:: WHAT IS REQUIRED ::
Find every line with the word "Write" and report how many there are, without any other text.

── RECORD EXTRACTS ──

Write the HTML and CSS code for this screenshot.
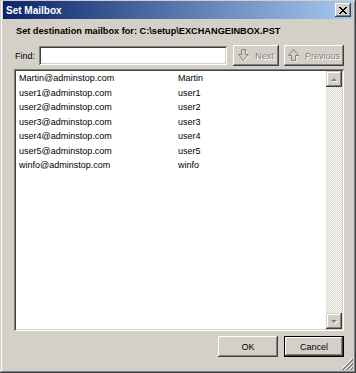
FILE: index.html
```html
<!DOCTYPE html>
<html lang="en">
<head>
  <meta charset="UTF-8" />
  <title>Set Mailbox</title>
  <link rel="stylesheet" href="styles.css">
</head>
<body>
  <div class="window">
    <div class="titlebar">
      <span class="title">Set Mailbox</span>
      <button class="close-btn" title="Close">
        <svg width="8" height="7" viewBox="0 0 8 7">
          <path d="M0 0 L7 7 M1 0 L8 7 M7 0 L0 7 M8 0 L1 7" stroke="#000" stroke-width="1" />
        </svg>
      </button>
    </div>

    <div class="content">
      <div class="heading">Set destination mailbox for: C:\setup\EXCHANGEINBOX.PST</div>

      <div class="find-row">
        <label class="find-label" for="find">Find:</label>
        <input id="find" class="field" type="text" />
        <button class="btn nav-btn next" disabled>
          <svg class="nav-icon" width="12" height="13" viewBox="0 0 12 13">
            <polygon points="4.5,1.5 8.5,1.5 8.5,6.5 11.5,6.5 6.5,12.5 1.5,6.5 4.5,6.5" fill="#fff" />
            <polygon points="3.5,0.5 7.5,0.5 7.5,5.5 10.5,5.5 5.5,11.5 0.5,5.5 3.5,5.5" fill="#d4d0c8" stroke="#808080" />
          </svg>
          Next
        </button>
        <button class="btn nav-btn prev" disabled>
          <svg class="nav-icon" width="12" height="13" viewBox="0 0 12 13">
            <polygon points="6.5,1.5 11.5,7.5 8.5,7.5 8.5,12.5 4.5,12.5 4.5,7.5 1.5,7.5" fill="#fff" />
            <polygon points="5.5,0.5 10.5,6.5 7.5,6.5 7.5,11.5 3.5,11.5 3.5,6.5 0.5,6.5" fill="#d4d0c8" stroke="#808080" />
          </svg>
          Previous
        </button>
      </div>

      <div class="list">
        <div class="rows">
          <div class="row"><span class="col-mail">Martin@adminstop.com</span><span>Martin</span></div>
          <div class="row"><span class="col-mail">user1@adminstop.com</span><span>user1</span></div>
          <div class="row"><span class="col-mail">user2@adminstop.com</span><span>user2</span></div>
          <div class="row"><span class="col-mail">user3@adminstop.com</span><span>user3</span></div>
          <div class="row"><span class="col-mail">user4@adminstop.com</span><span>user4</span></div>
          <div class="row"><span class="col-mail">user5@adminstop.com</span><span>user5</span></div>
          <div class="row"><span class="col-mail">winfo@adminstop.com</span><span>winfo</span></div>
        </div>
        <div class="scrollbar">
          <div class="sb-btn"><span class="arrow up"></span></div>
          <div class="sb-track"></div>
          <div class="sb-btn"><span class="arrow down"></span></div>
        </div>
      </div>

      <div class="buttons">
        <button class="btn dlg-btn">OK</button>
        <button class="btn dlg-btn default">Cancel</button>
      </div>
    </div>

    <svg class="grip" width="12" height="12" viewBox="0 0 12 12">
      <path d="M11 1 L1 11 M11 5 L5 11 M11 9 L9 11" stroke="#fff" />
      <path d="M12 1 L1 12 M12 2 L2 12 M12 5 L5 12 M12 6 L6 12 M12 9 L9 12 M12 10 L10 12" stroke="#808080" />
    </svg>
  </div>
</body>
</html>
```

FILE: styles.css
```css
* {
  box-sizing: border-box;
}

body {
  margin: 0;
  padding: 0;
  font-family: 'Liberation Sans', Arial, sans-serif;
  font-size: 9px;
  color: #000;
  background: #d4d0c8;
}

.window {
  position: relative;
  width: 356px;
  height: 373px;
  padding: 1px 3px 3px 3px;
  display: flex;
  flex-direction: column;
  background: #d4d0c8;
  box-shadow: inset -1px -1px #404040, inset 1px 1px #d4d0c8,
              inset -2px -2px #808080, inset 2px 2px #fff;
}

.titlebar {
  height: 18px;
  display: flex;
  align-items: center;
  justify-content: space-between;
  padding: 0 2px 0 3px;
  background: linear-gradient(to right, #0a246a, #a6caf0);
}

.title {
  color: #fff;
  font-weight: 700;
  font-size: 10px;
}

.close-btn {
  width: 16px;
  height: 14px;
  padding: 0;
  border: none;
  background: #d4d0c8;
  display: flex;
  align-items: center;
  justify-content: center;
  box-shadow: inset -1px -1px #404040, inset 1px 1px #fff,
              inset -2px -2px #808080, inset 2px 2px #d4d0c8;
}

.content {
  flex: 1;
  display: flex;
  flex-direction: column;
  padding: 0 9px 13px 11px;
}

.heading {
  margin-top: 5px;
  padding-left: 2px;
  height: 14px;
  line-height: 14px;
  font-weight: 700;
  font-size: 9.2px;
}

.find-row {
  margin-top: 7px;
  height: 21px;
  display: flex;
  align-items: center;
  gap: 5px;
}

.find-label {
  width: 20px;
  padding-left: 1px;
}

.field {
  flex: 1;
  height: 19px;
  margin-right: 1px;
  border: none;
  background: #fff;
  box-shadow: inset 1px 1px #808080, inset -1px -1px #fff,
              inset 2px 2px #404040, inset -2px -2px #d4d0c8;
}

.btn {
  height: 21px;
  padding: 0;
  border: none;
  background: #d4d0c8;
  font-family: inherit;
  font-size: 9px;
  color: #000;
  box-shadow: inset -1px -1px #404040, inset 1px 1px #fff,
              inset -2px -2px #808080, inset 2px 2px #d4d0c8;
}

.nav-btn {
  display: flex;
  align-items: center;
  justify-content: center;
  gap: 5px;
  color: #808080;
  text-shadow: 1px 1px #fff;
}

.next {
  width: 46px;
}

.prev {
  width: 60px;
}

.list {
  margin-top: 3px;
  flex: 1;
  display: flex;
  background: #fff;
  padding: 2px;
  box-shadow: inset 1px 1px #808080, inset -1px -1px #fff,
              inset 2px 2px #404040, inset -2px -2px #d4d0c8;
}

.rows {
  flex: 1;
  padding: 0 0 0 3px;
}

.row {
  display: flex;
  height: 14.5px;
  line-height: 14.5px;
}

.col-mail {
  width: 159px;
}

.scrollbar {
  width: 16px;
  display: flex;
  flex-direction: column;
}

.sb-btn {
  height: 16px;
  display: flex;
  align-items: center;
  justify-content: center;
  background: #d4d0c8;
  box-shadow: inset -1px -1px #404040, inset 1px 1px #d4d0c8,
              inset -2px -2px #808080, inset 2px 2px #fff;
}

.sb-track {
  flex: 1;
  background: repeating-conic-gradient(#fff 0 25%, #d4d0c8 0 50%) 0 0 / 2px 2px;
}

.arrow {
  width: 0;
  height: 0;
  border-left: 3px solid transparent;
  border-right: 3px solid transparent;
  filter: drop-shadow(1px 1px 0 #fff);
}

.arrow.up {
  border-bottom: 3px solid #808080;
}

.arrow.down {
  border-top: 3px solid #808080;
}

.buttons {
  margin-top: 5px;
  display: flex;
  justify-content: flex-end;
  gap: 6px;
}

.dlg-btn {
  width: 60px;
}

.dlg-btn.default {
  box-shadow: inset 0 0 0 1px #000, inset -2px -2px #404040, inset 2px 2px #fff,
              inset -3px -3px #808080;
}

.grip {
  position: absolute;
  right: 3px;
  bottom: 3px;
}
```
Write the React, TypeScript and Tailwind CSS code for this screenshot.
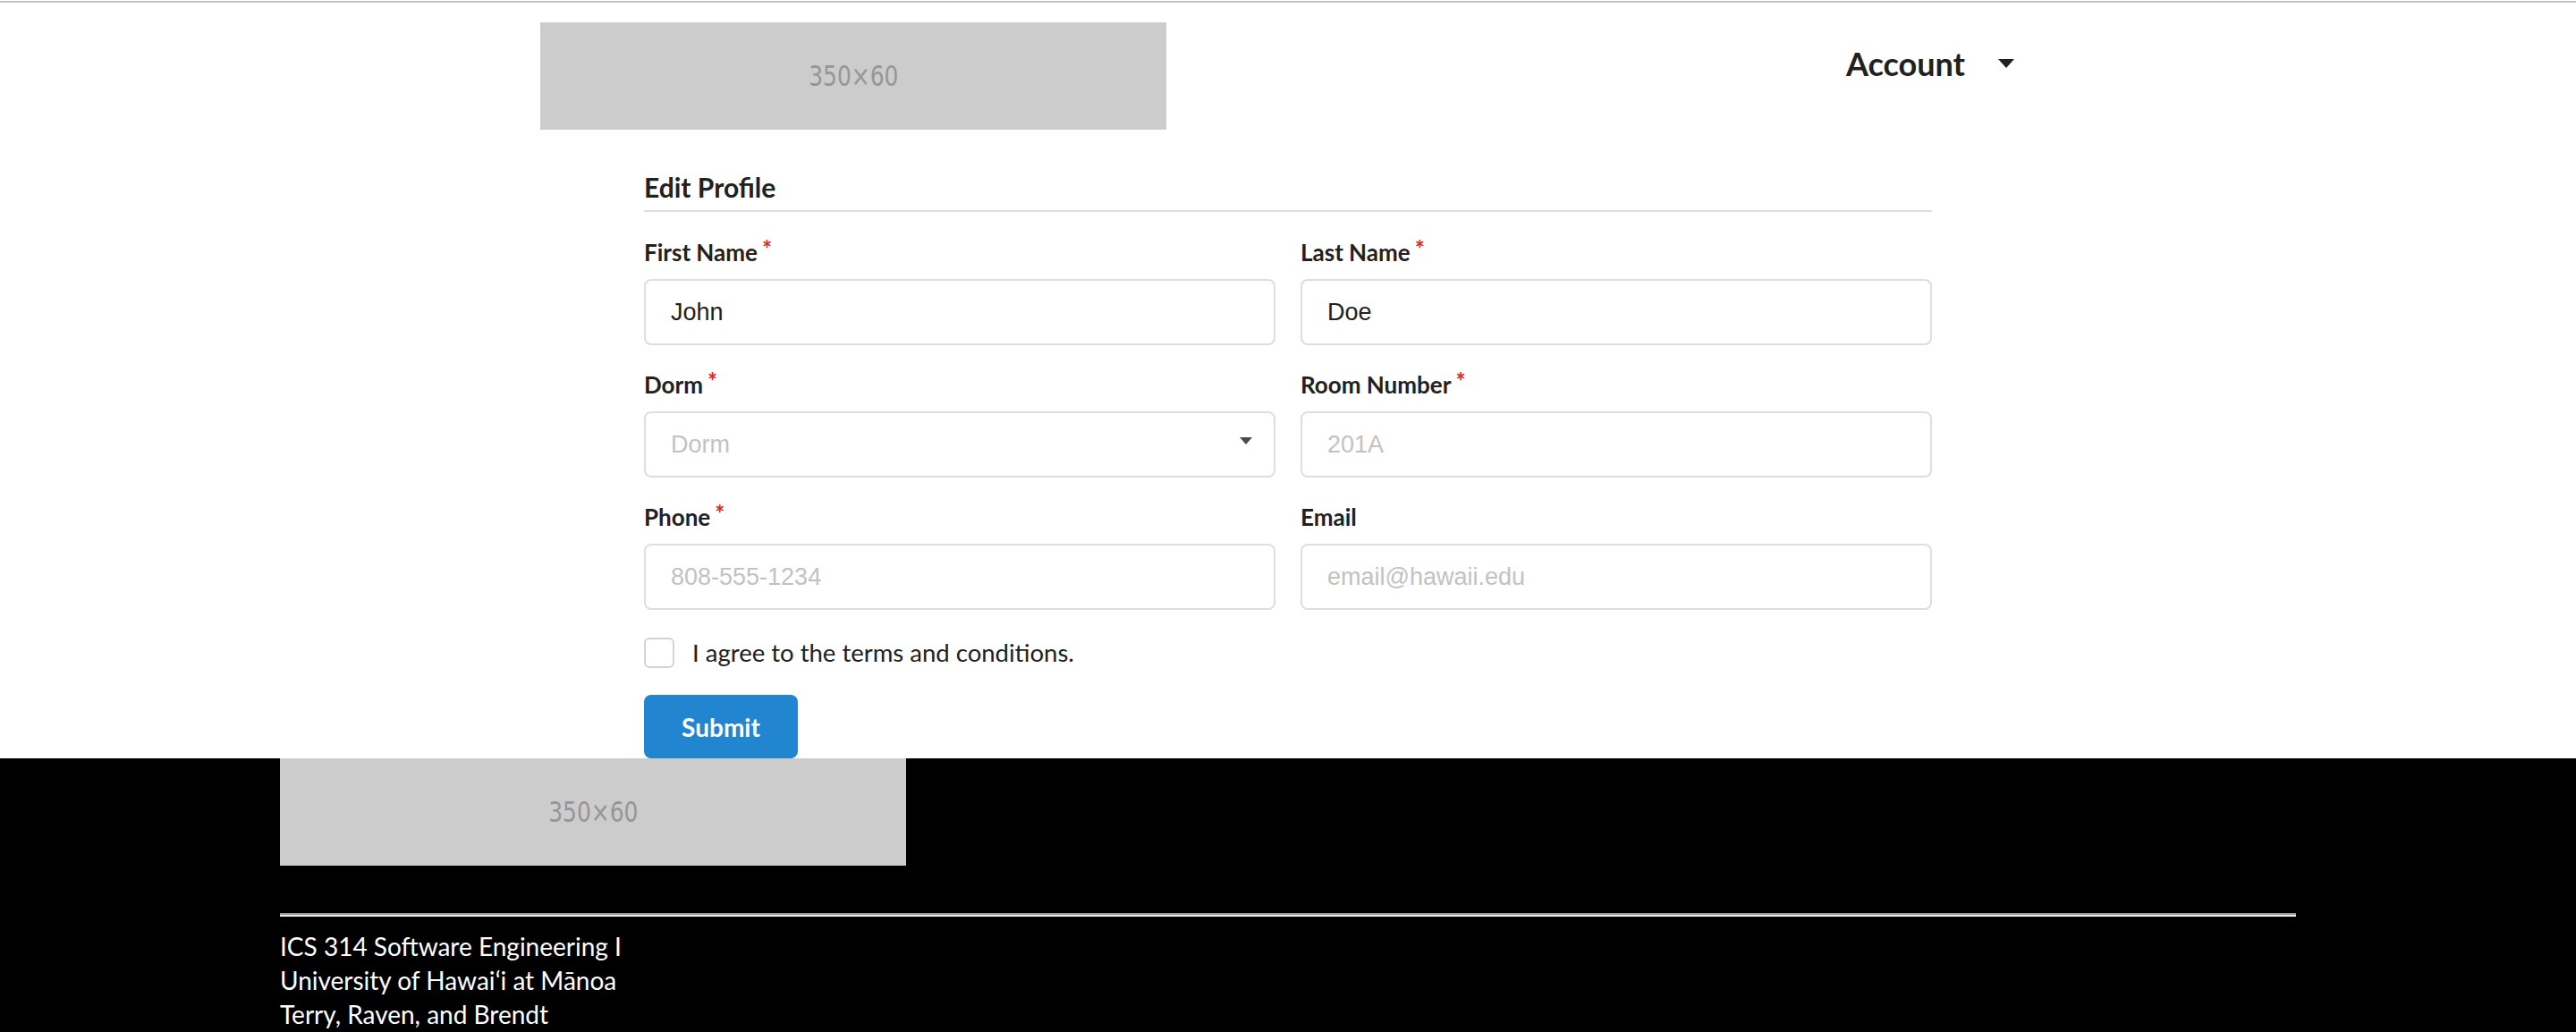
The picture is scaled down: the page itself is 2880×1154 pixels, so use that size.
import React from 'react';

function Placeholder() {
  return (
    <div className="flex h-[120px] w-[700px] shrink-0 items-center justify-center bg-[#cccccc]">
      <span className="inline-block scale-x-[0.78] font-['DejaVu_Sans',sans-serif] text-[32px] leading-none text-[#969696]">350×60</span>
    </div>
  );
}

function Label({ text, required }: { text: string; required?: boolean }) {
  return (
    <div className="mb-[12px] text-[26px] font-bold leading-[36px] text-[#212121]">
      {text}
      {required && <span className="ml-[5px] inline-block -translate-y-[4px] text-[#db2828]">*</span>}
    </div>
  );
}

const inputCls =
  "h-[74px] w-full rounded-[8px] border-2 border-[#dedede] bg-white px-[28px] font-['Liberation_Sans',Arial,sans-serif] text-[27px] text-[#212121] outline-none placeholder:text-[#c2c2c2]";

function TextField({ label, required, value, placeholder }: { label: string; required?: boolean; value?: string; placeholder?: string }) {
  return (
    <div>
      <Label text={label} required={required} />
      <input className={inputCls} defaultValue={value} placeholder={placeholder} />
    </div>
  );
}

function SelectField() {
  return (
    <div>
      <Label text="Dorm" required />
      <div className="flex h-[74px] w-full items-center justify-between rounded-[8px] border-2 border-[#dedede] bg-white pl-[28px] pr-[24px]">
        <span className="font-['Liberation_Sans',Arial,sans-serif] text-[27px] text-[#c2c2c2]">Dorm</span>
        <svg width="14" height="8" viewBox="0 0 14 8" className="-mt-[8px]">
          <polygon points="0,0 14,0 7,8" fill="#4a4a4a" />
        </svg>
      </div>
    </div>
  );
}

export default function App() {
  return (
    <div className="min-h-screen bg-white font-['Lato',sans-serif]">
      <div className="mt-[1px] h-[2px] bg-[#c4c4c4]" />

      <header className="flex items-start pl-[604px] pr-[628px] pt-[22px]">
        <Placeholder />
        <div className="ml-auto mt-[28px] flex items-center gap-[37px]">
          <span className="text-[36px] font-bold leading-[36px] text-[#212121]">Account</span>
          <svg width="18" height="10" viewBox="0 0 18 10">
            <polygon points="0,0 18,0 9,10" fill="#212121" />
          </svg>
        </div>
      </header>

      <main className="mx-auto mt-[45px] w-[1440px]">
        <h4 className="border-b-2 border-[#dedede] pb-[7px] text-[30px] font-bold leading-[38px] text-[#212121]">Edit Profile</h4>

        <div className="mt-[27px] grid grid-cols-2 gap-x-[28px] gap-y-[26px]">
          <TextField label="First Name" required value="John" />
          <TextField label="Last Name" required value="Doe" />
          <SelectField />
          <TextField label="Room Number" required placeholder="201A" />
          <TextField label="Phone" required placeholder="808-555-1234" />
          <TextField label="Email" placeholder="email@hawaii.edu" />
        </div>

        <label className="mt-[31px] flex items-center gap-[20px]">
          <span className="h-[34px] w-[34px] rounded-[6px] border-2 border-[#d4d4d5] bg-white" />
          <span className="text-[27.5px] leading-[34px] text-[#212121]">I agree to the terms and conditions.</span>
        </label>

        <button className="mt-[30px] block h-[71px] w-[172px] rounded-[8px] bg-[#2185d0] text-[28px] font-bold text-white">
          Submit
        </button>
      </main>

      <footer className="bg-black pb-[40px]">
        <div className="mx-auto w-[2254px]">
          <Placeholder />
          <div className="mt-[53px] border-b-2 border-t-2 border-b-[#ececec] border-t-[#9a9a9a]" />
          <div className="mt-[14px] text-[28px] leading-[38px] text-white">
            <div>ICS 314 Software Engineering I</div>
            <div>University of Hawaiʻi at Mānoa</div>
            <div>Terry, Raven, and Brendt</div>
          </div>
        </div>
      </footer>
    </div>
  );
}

───

:: ANSWER TO THIS PROBLEM ::
2